Бабушка Оля, как ни выпытывал Егор, скупилась на воспоминания, но показала извещение о смерти деда, якобы последовавшей в 1944 году от болезни в лагере. Это была ложь. Приговор «Десять лет без права переписки» означал немедленный расстрел. Узнав об этом, Перелыгин стал приставать с расспросами, но бабушка Оля отмахнулась: «Ты, Егорка, помни про деда, и хватит того. Его не вернуть, а виновные в его смерти сами давно в могиле. На злобе в добро не въедешь. Много людей и до войны, и в войну полегло – если теперь добра прибудет, значит, полегли не зазря, а если через их память новые беды кликать, старые счеты сводить, свою судьбу ими оправдывать – значит без толку жертвы. Выходит, не вразумили они нас. – И, вздохнув, добавила: – Не выжить ему было».
От безысходности, с которой она произнесла эти слова, у Перелыгина защемило сердце. «А может, он своей смертью нас спас, – добавила она. – Окажись мы в блокаде, еще неизвестно как все повернулось бы».
Он долго ходил с этим тяжелым камнем на сердце, пока лагерная тема, поднятая Солженицыным, не обрушилась на всех, зазвучав на «радиоголосах». Для Перелыгина она неожиданно стала спасительной лесиной, торчавшей над рекой, за которую он, барахтаясь в темной воде, сумел ухватиться и выбраться на берег.

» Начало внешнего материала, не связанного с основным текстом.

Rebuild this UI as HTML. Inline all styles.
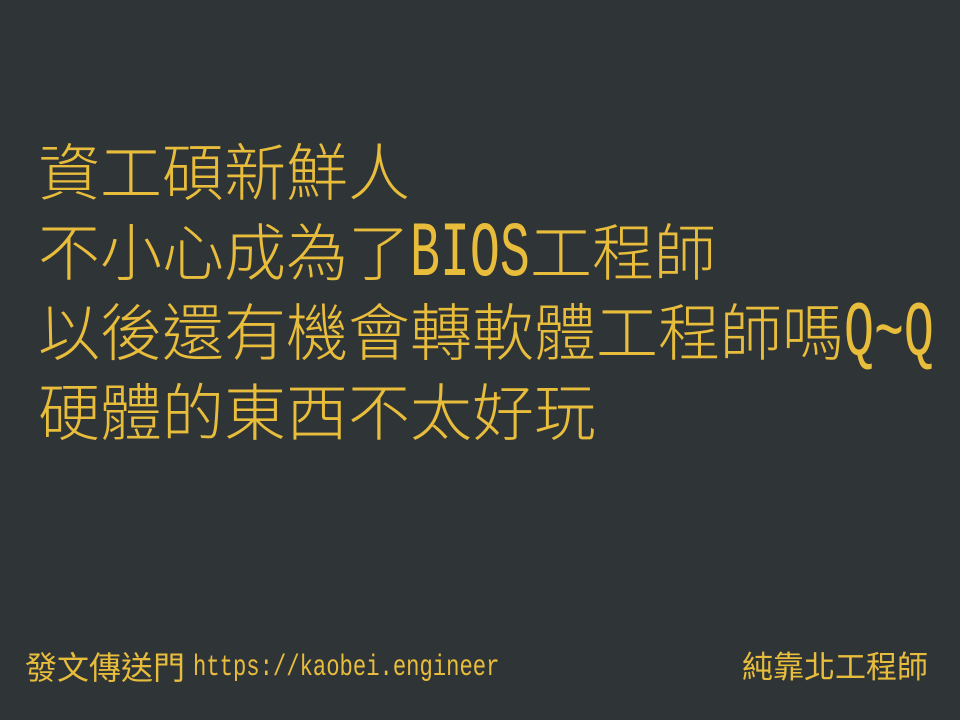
<!DOCTYPE html>
<html><head><meta charset="utf-8"><style>
html,body{margin:0;padding:0}
body{width:960px;height:720px;background:#2f3437;overflow:hidden;position:relative;color:#e8bd3c;font-family:"Liberation Sans","Noto Sans CJK TC",sans-serif;}
.l{position:absolute;left:38px;font-size:62px;line-height:80px;white-space:nowrap;font-weight:300}
.m{display:inline-block;font-family:"Liberation Mono",monospace;font-size:78px;transform:scaleX(0.64);transform-origin:0 0;vertical-align:top;line-height:80px;overflow:visible}
.f{position:absolute;top:650px;font-size:32px;line-height:36px;white-space:nowrap}
.u{position:absolute;left:193px;top:650px;font-family:"Liberation Mono",monospace;font-size:30px;line-height:36px;transform:scaleX(0.74);transform-origin:0 0;white-space:nowrap;color:#e8bd3c}
</style></head><body>
<div class="l" style="top:135px">資工碩新鮮人</div>
<div class="l" style="top:215px">不小心成為了<span class="m" style="width:120px">BIOS</span>工程師</div>
<div class="l" style="top:295px">以後還有機會轉軟體工程師嗎<span class="m" style="width:93px">Q~Q</span></div>
<div class="l" style="top:375px">硬體的東西不太好玩</div>
<div class="f" style="left:25px">發文傳送門</div>
<div class="u">https://kaobei.engineer</div>
<div class="f" style="left:742px;font-size:31px">純靠北工程師</div>
</body></html>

В середине семидесятых его приятель под страшным секретом дал на одну ночь не виданный в стране «Архипелаг». Всю ночь Перелыгин фотографировал книгу, потом печатал каждую страницу, он не мог отдать снимки в переплет, потому сам освоил это ремесло, раздобыл самодельный станок. В результате у него получился аккуратный зеленый четырехтомник.
Прочитав «попытку литературного исследования», Перелыгин был раздавлен сведениями, почерпнутыми из писем бывших зэков. Но потом сам оказался в бывшем лагерном краю, познакомился с людьми, с тех самых пор добывающими золото. Кое-кто даже помнил героев, описанных Солженицыным, только говорили о них иначе, дотошно рассказывали о порядках и нравах «Дальстроя».
Несколько лет он копался в местных архивах, убеждаясь, что не все написанное писателем о Колыме – правда: не было здесь ни миллионов заключенных, ни беспрерывной череды массовых и бессмысленных убийств, поскольку требовались работники и золото, а не трупы.
Но был и страшный тридцать восьмой год, когда до Колымы докатилась волна безумных репрессий – среди зэков (подумать только!) искали заговорщиков, разумеется, нашли и несколько тысяч расстреляли. Впрочем, за это заплатил жизнью сам начальник «Дальстроя».